Dito isso, o trabalho de Emilio Domingos nesse filme é um espetáculo. Se você prestou bem atenção na década que o documentário retrata, deve saber o que estava acontecendo no país naquela época. Em meio à Ditadura Militar, sair nas ruas com um sapato alto, com um cabelo afro já era o bastante para ser enquadrado por vadiagem. Imagine então se reunir em núcleos supostamente político-raciais. Sob o fantasma de um comunismo que jamais chegou perto de acontecer, os bailes Soul foram rapidamente recriminados pelos militares.
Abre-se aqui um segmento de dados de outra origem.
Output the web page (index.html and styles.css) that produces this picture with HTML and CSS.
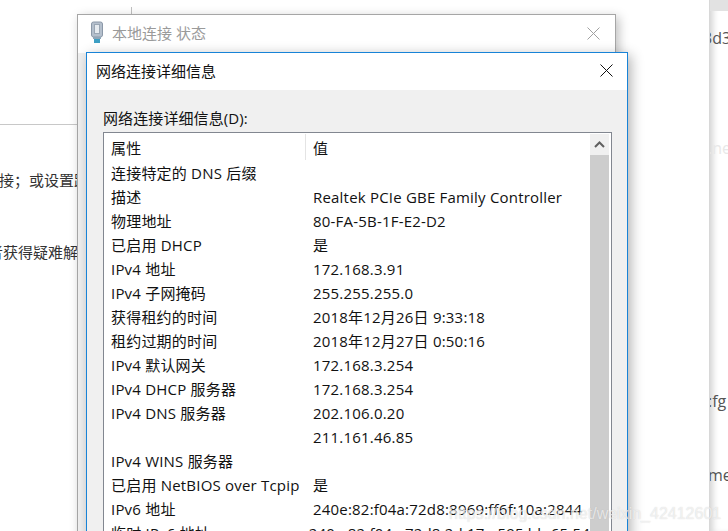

E como as principais empresas de TV e jornais acabaram apoiando o regime, não demorou para que a valorização dessa cultura black brasileira fosse marginalizada, transformada em coisa de vagabundo.
Então pense na dificuldade de fazer um documentário em vídeo sobre um tema que era extremamente periférico, em uma época em que não havia telefones celulares e nem acesso fácil a câmeras de vídeo. Mais do que isso, abordar um tema que foi propositalmente apagado e recriminado pelo governo e imprensa da época. O trabalho de pesquisa de Emilio e sua equipe foram hercúleos em encontrar vídeos, fotos e reportagens que mostrassem os bailes da época. Inclusive, ele conseguiu recuperar imagens feitas em matérias jornalísticas daqueles tempos que criticavam os bailes. Com esse material, ele subverte o propósito das imagens e as usa como forma de valorizar aquela galera. É muito representativo.
A condução do documentário é feita da forma mais brasileira possível: de forma oral. Emilio entrevista nomes lendários da cena Soul carioca, como Dom Filó – o grande pai do Soul Grand Prix – e Carlos Dafé, o Príncipe do Soul. Mais do que essas lendas vivas, ele vai atrás de agitadores culturais e frequentadores desses bailes. Por meio das histórias contadas por ele, o documentário se desenrola e se expande de forma deliciosa, como conversar com seu avô em um fim de semana ao som de sua música favorita tocando na vitrolinha.
São depoimentos sinceros, riquíssimos em detalhes e muito descontraídos. E há momentos em que o público consegue ver essa galera nas fotos da época para vê-los bem velhinhos logo em seguida. É impactante, porque os espectadores veem todo o seu desenvolvimento, se encantam com o que eles têm a dizer e entendem que mesmo com o tempo tendo passado, eles continuam gigantes. Mais ou menos como ouvir uma canção contagiante.
E há momentos incríveis, como o debate que a mídia da época tentou forçar para descredibilizar o movimento Soul. Eles diziam que era uma tentativa de ‘americanizar’ os brasileiros, já que o povo dançava músicas dos EUA em vez de samba. E esse discurso absurdo, que desconsiderava o contexto de embranquecimento do samba da época, foi prontamente abraçado pelos militantes de esquerda. Ou seja, o Soul apanhava do regime e da esquerda. Era porrada de todo lado em uma galera que só queria dançar, curtir e ser feliz.
Em tempos em que o discurso de igualdade vem crescendo cada vez mais, ter um filme como esse é fundamental. Não existe futuro para quem não conhece seu passado. E para entender a cultura atual, é preciso compreender de onde ela veio. O Soul andou para que o Funk pudesse correr, por exemplo. Black Rio! Black Power! é uma poesia de menos de duas horas, que ensina mais do molejo e espírito do carioca que qualquer aula de antropologia. É uma poesia musical de encher olhos, ouvidos e a alma. É um filme mais que maravilhoso, é necessário.
E a cena final… A chave de ouro de uma obra-prima. Resta torcer para que os cinemas deem uma segunda chance para ele ficar em cartaz pelo menos até a Semana do Cinema, porque ele merece demais ser assistido.
Black Rio! Black Power! está em cartaz nos cinemas.